A former National Guard recruiting assistant is being sued by the U.S. government for allegedly defrauding the Army National Guard Recruiting Assistance Program of $7,000 by falsely claiming to have nominated four potential soldiers.
The U.S. government, through assistant U.S. Attorney Mikel W. Schwab, alleges that Rota resident Ana Maria A. Mendiola received a total of $7,000 for the four fraudulently claimed potential soldiers.
The U.S. government is suing Mendiola for four counts of violation of the False Claims Act, one count of unjust enrichment, and one count of payment by mistake.
The U.S. District Court for the NMI was asked to hold Mendiola liable to pay the U.S. government $21,000 in damages, as well as penalties and court costs.
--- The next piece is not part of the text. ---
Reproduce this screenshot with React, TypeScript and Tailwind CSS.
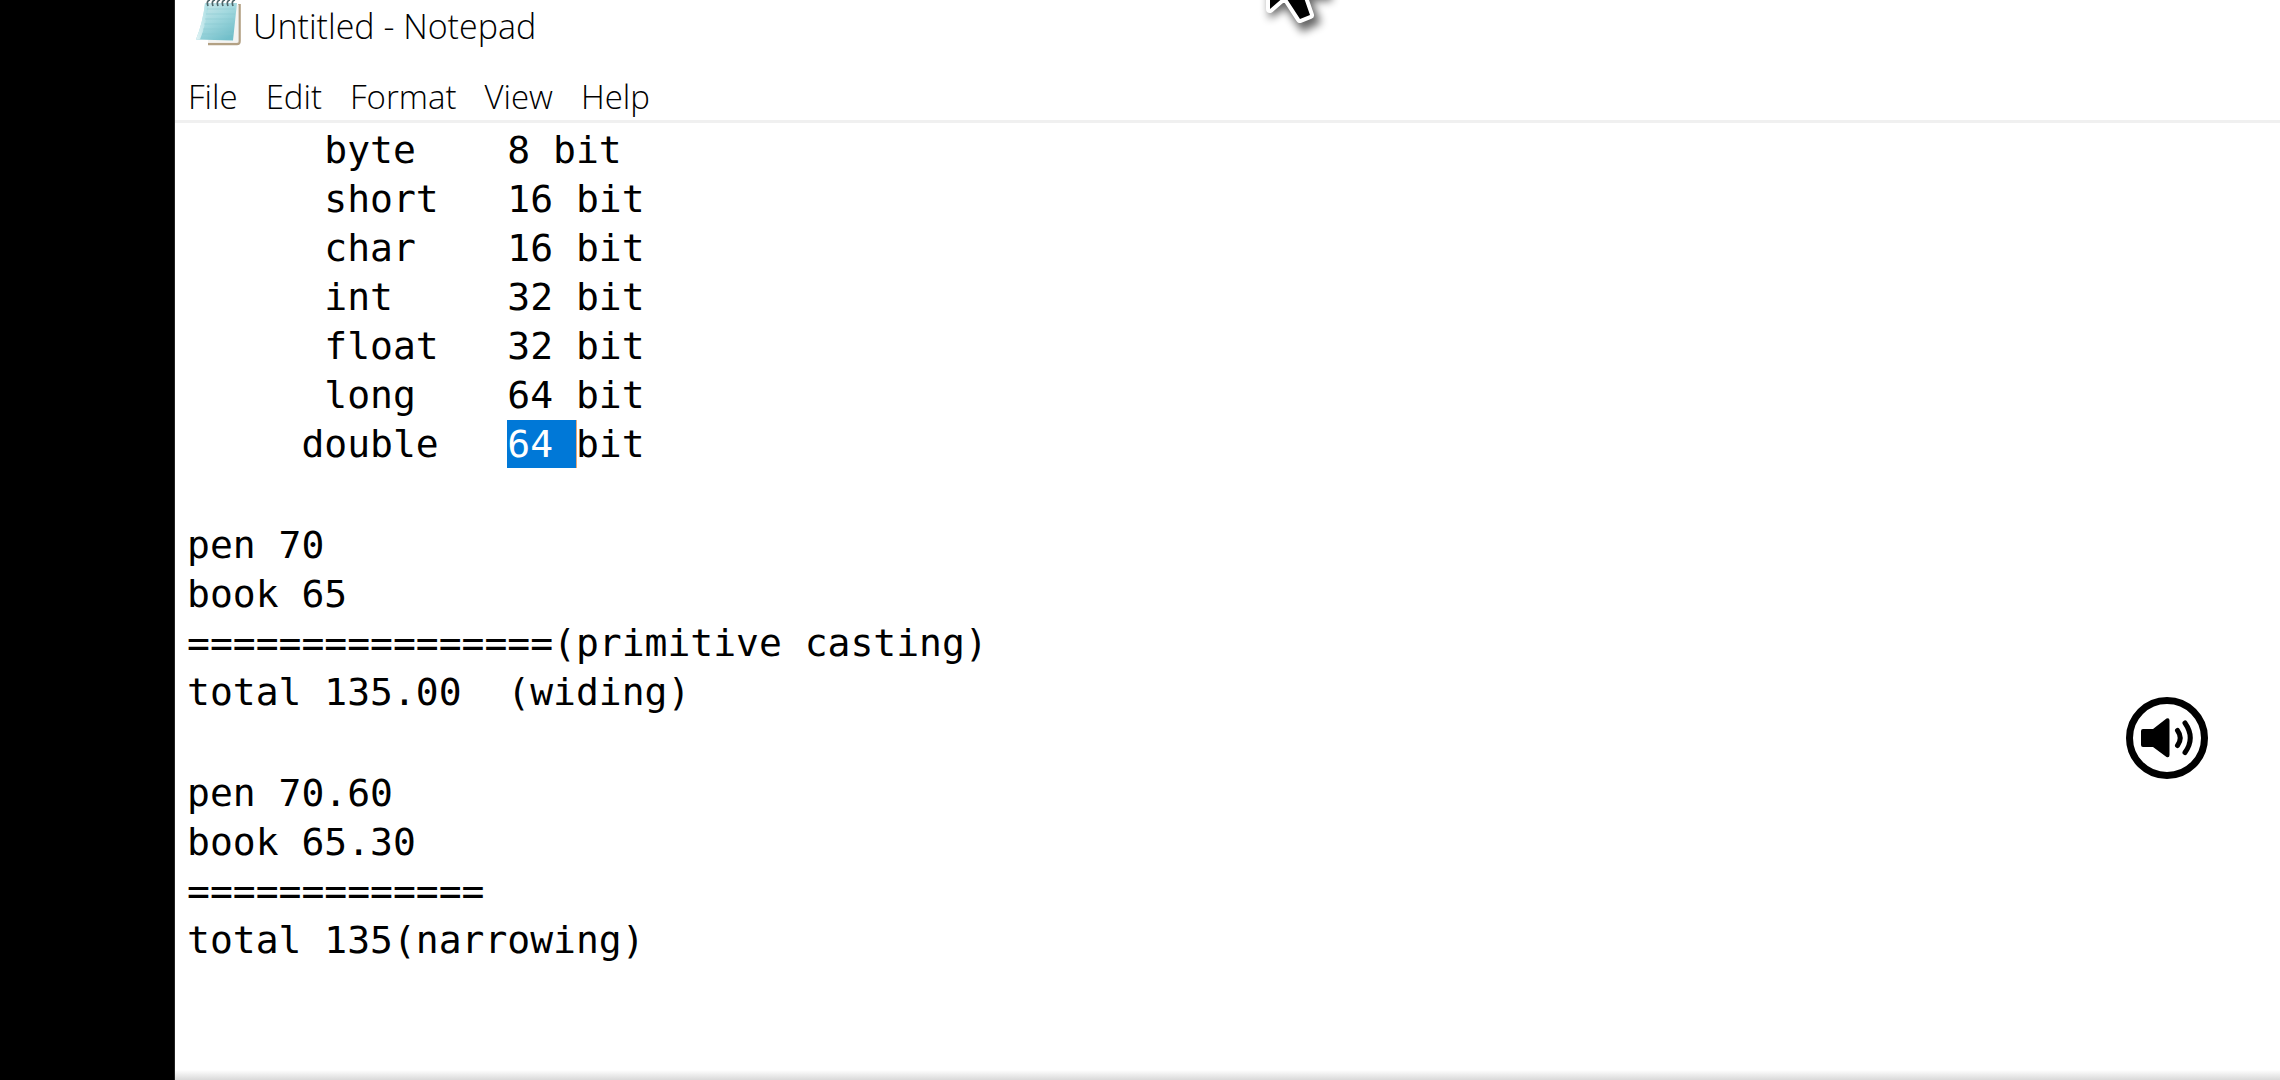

The Army National Guard ran the Army National Guard Recruiting Assistance Program, or G-RAP, from 2005 to 2012, where members of the Army National Guard or affiliated civilians could apply to become a recruiting assistant—an independent contractor position. RAs generally earns up to $2,000 for each recruit he or she enlists in the National Guard. Once the applicant completes an enlistment or re-enlistment contract, the RA generally receives an initial amount of $1,000. When the recruit reports to basic training, the RA generally receives another $1,000.
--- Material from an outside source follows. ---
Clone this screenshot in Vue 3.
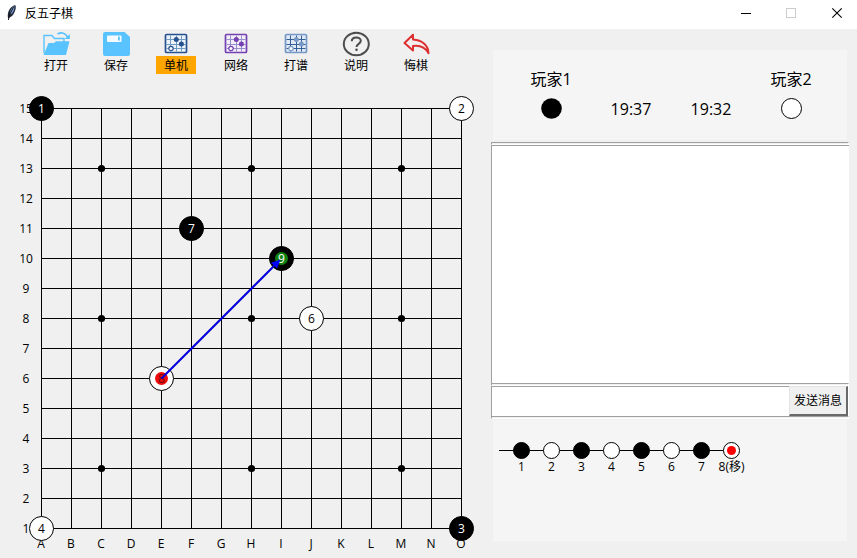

According to the complaint, the Army Criminal Investigations Division notified the U.S. Attorney’s Office for the Districts of Guam and the NMI on June 3, 2015, that Mendiola is being investigated on suspicion of defrauding G-RAP.
The division determined that on Jan. 28, 2009, Mendiola created an online profile with Document and Packaging Brokers Inc., or Docupak, to register as an RA.
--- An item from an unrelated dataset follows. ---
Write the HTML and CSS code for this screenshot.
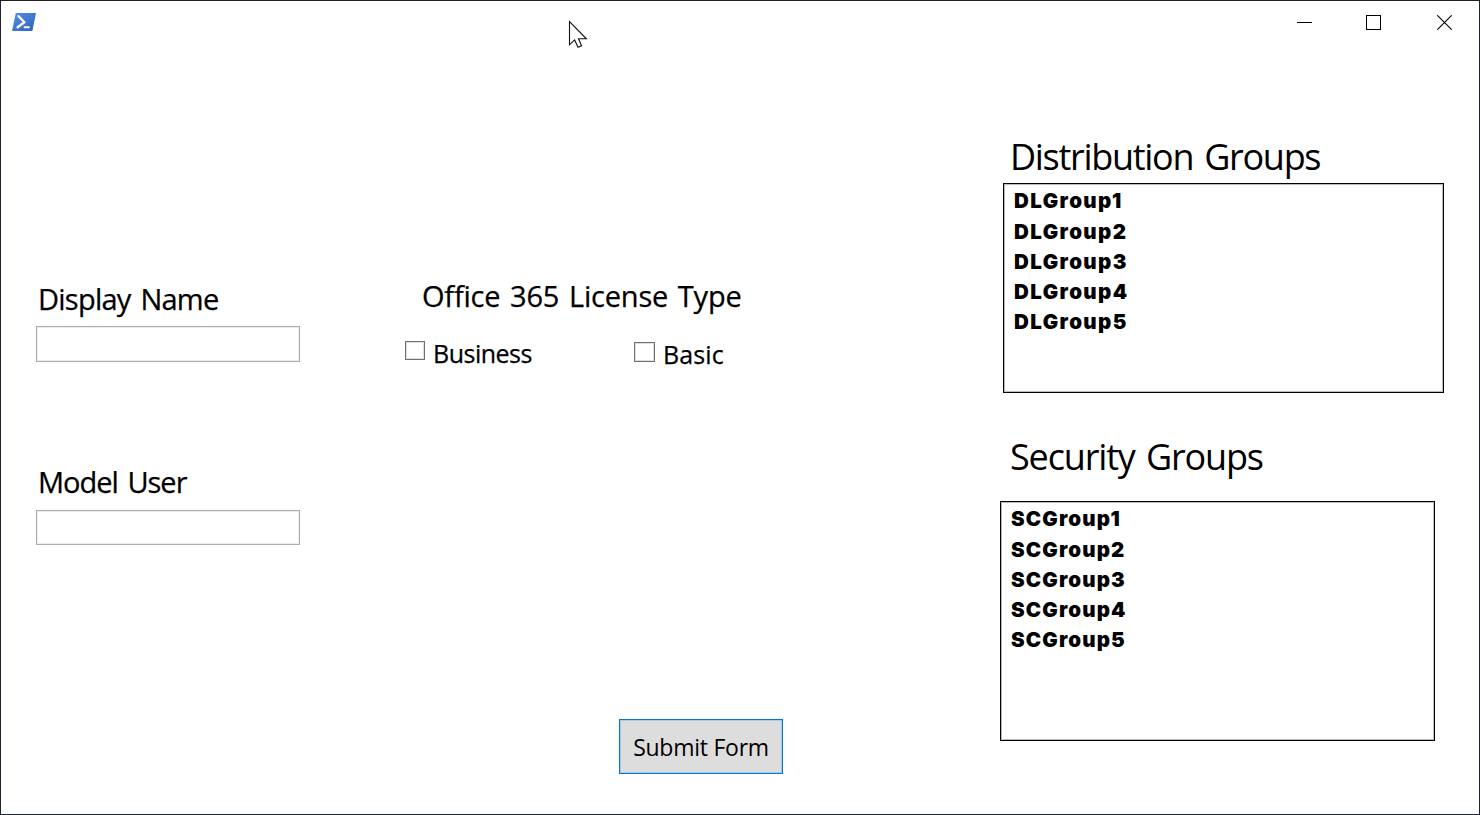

Schwab said that over a two-year period, Mendiola nominated six potential soldiers, of which at least four of those she fraudulently nominated.
Schwab said interviews with potential soldiers revealed that some had never heard of Mendiola, communicated with her, or gave her their personally identifiable information, or PII, needed for the G-RAP recruitments.
Schwab said that Mendiola, who allegedly obtained the PII in a way that she has yet to disclose, used the PII to fill out the online nomination to claim that she was eligible to obtain a recruitment fee.
Last October, the federal court handed down a sentence of two years and four months in prison against Jordan M. Jucutan, a former U.S. Army Reserve member who was convicted of engaging in a scheme to defraud and to obtain money by falsely claiming he referred soldiers to the Army Reserves.